The request
Quote all lines below exactly. Images stay out.

Data block
··········

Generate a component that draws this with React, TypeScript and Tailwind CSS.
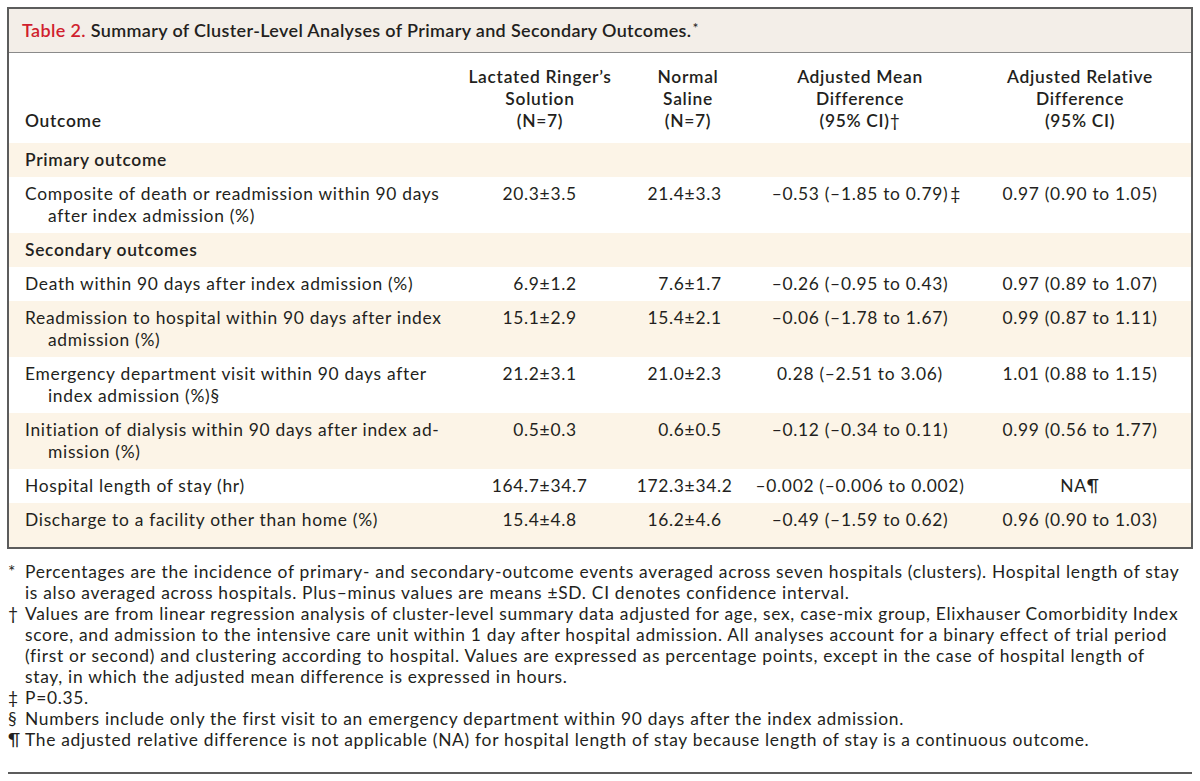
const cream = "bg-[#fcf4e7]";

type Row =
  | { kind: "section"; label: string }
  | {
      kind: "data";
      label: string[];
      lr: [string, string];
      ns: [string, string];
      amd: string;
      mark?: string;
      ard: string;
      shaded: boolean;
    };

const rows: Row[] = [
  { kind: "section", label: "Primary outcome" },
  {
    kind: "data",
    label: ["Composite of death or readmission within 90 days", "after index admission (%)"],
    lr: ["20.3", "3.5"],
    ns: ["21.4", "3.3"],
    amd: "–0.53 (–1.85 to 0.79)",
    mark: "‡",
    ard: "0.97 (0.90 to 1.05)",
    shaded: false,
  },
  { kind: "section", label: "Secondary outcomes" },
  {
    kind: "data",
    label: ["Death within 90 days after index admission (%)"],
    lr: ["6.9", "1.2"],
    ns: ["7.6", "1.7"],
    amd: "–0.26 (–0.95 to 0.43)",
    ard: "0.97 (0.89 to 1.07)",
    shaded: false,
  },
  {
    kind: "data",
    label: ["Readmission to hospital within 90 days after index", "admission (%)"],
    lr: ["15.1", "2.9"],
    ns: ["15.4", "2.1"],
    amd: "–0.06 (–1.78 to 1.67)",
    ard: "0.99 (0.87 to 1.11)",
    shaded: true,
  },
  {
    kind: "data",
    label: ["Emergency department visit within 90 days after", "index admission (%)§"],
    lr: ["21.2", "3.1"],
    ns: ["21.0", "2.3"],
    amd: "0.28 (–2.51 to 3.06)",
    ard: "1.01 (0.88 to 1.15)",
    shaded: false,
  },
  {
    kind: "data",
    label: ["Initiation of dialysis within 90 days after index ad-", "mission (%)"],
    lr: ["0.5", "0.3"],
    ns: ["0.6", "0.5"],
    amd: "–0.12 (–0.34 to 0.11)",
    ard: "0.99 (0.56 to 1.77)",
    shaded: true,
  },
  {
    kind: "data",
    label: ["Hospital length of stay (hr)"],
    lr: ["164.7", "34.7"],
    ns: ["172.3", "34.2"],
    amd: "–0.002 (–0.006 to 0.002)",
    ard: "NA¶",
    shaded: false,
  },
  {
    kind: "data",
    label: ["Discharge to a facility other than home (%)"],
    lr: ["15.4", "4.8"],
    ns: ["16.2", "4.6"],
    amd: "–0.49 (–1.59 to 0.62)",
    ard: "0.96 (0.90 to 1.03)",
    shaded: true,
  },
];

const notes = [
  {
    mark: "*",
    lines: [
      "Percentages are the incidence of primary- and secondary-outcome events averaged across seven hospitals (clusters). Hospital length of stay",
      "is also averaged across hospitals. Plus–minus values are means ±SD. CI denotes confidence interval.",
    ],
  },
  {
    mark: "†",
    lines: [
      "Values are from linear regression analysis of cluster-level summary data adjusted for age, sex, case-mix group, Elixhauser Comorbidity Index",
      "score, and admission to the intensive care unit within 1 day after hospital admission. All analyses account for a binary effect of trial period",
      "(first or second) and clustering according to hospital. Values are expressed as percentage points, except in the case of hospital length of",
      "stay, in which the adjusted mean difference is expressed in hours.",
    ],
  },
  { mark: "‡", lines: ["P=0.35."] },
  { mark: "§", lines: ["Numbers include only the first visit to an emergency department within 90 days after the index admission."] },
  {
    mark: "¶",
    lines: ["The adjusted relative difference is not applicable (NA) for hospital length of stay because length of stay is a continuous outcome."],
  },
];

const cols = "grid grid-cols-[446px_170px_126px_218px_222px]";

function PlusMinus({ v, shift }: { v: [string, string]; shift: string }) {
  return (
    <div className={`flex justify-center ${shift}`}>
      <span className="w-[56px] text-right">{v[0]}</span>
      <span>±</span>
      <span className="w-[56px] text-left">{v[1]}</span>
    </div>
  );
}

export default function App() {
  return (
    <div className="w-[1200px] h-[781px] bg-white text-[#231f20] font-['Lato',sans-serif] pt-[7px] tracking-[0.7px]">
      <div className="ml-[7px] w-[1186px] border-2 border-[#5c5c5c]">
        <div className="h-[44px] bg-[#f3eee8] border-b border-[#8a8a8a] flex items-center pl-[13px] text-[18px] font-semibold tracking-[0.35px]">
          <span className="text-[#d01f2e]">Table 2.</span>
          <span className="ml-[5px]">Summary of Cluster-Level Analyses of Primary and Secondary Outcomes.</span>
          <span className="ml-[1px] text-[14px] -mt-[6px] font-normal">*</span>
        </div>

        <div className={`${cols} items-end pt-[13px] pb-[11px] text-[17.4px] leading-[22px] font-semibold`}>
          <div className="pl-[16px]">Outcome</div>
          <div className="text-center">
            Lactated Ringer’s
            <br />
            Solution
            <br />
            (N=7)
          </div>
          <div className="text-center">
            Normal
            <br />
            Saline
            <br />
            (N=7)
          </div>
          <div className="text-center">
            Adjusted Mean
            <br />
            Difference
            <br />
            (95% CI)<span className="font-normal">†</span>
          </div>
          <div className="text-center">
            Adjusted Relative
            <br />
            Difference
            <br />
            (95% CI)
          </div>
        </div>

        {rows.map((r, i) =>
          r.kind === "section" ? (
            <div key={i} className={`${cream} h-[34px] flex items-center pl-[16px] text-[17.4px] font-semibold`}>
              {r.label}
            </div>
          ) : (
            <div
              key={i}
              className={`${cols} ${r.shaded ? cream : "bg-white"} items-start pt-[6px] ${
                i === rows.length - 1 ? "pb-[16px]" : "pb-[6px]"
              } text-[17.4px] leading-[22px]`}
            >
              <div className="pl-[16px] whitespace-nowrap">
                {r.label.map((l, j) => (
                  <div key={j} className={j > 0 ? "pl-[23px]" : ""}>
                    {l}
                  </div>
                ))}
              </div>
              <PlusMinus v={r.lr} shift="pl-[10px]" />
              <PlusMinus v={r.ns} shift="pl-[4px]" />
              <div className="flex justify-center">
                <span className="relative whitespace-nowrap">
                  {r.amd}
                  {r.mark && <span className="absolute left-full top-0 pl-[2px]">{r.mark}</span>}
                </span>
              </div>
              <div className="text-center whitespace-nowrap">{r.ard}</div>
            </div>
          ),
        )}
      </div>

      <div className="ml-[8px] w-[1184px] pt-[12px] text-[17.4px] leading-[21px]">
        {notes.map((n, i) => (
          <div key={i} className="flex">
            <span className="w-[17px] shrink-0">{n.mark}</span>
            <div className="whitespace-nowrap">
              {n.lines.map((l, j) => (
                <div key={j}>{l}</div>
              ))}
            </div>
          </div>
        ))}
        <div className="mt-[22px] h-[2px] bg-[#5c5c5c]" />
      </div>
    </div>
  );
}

··········

Written answer
Generate a component that draws this with React, TypeScript and Tailwind CSS.
const cream = "bg-[#fcf4e7]";

type Row =
  | { kind: "section"; label: string }
  | {
      kind: "data";
      label: string[];
      lr: [string, string];
      ns: [string, string];
      amd: string;
      mark?: string;
      ard: string;
      shaded: boolean;
    };

const rows: Row[] = [
  { kind: "section", label: "Primary outcome" },
  {
    kind: "data",
    label: ["Composite of death or readmission within 90 days", "after index admission (%)"],
    lr: ["20.3", "3.5"],
    ns: ["21.4", "3.3"],
    amd: "–0.53 (–1.85 to 0.79)",
    mark: "‡",
    ard: "0.97 (0.90 to 1.05)",
    shaded: false,
  },
  { kind: "section", label: "Secondary outcomes" },
  {
    kind: "data",
    label: ["Death within 90 days after index admission (%)"],
    lr: ["6.9", "1.2"],
    ns: ["7.6", "1.7"],
    amd: "–0.26 (–0.95 to 0.43)",
    ard: "0.97 (0.89 to 1.07)",
    shaded: false,
  },
  {
    kind: "data",
    label: ["Readmission to hospital within 90 days after index", "admission (%)"],
    lr: ["15.1", "2.9"],
    ns: ["15.4", "2.1"],
    amd: "–0.06 (–1.78 to 1.67)",
    ard: "0.99 (0.87 to 1.11)",
    shaded: true,
  },
  {
    kind: "data",
    label: ["Emergency department visit within 90 days after", "index admission (%)§"],
    lr: ["21.2", "3.1"],
    ns: ["21.0", "2.3"],
    amd: "0.28 (–2.51 to 3.06)",
    ard: "1.01 (0.88 to 1.15)",
    shaded: false,
  },
  {
    kind: "data",
    label: ["Initiation of dialysis within 90 days after index ad-", "mission (%)"],
    lr: ["0.5", "0.3"],
    ns: ["0.6", "0.5"],
    amd: "–0.12 (–0.34 to 0.11)",
    ard: "0.99 (0.56 to 1.77)",
    shaded: true,
  },
  {
    kind: "data",
    label: ["Hospital length of stay (hr)"],
    lr: ["164.7", "34.7"],
    ns: ["172.3", "34.2"],
    amd: "–0.002 (–0.006 to 0.002)",
    ard: "NA¶",
    shaded: false,
  },
  {
    kind: "data",
    label: ["Discharge to a facility other than home (%)"],
    lr: ["15.4", "4.8"],
    ns: ["16.2", "4.6"],
    amd: "–0.49 (–1.59 to 0.62)",
    ard: "0.96 (0.90 to 1.03)",
    shaded: true,
  },
];

const notes = [
  {
    mark: "*",
    lines: [
      "Percentages are the incidence of primary- and secondary-outcome events averaged across seven hospitals (clusters). Hospital length of stay",
      "is also averaged across hospitals. Plus–minus values are means ±SD. CI denotes confidence interval.",
    ],
  },
  {
    mark: "†",
    lines: [
      "Values are from linear regression analysis of cluster-level summary data adjusted for age, sex, case-mix group, Elixhauser Comorbidity Index",
      "score, and admission to the intensive care unit within 1 day after hospital admission. All analyses account for a binary effect of trial period",
      "(first or second) and clustering according to hospital. Values are expressed as percentage points, except in the case of hospital length of",
      "stay, in which the adjusted mean difference is expressed in hours.",
    ],
  },
  { mark: "‡", lines: ["P=0.35."] },
  { mark: "§", lines: ["Numbers include only the first visit to an emergency department within 90 days after the index admission."] },
  {
    mark: "¶",
    lines: ["The adjusted relative difference is not applicable (NA) for hospital length of stay because length of stay is a continuous outcome."],
  },
];

const cols = "grid grid-cols-[446px_170px_126px_218px_222px]";

function PlusMinus({ v, shift }: { v: [string, string]; shift: string }) {
  return (
    <div className={`flex justify-center ${shift}`}>
      <span className="w-[56px] text-right">{v[0]}</span>
      <span>±</span>
      <span className="w-[56px] text-left">{v[1]}</span>
    </div>
  );
}

export default function App() {
  return (
    <div className="w-[1200px] h-[781px] bg-white text-[#231f20] font-['Lato',sans-serif] pt-[7px] tracking-[0.7px]">
      <div className="ml-[7px] w-[1186px] border-2 border-[#5c5c5c]">
        <div className="h-[44px] bg-[#f3eee8] border-b border-[#8a8a8a] flex items-center pl-[13px] text-[18px] font-semibold tracking-[0.35px]">
          <span className="text-[#d01f2e]">Table 2.</span>
          <span className="ml-[5px]">Summary of Cluster-Level Analyses of Primary and Secondary Outcomes.</span>
          <span className="ml-[1px] text-[14px] -mt-[6px] font-normal">*</span>
        </div>

        <div className={`${cols} items-end pt-[13px] pb-[11px] text-[17.4px] leading-[22px] font-semibold`}>
          <div className="pl-[16px]">Outcome</div>
          <div className="text-center">
            Lactated Ringer’s
            <br />
            Solution
            <br />
            (N=7)
          </div>
          <div className="text-center">
            Normal
            <br />
            Saline
            <br />
            (N=7)
          </div>
          <div className="text-center">
            Adjusted Mean
            <br />
            Difference
            <br />
            (95% CI)<span className="font-normal">†</span>
          </div>
          <div className="text-center">
            Adjusted Relative
            <br />
            Difference
            <br />
            (95% CI)
          </div>
        </div>

        {rows.map((r, i) =>
          r.kind === "section" ? (
            <div key={i} className={`${cream} h-[34px] flex items-center pl-[16px] text-[17.4px] font-semibold`}>
              {r.label}
            </div>
          ) : (
            <div
              key={i}
              className={`${cols} ${r.shaded ? cream : "bg-white"} items-start pt-[6px] ${
                i === rows.length - 1 ? "pb-[16px]" : "pb-[6px]"
              } text-[17.4px] leading-[22px]`}
            >
              <div className="pl-[16px] whitespace-nowrap">
                {r.label.map((l, j) => (
                  <div key={j} className={j > 0 ? "pl-[23px]" : ""}>
                    {l}
                  </div>
                ))}
              </div>
              <PlusMinus v={r.lr} shift="pl-[10px]" />
              <PlusMinus v={r.ns} shift="pl-[4px]" />
              <div className="flex justify-center">
                <span className="relative whitespace-nowrap">
                  {r.amd}
                  {r.mark && <span className="absolute left-full top-0 pl-[2px]">{r.mark}</span>}
                </span>
              </div>
              <div className="text-center whitespace-nowrap">{r.ard}</div>
            </div>
          ),
        )}
      </div>

      <div className="ml-[8px] w-[1184px] pt-[12px] text-[17.4px] leading-[21px]">
        {notes.map((n, i) => (
          <div key={i} className="flex">
            <span className="w-[17px] shrink-0">{n.mark}</span>
            <div className="whitespace-nowrap">
              {n.lines.map((l, j) => (
                <div key={j}>{l}</div>
              ))}
            </div>
          </div>
        ))}
        <div className="mt-[22px] h-[2px] bg-[#5c5c5c]" />
      </div>
    </div>
  );
}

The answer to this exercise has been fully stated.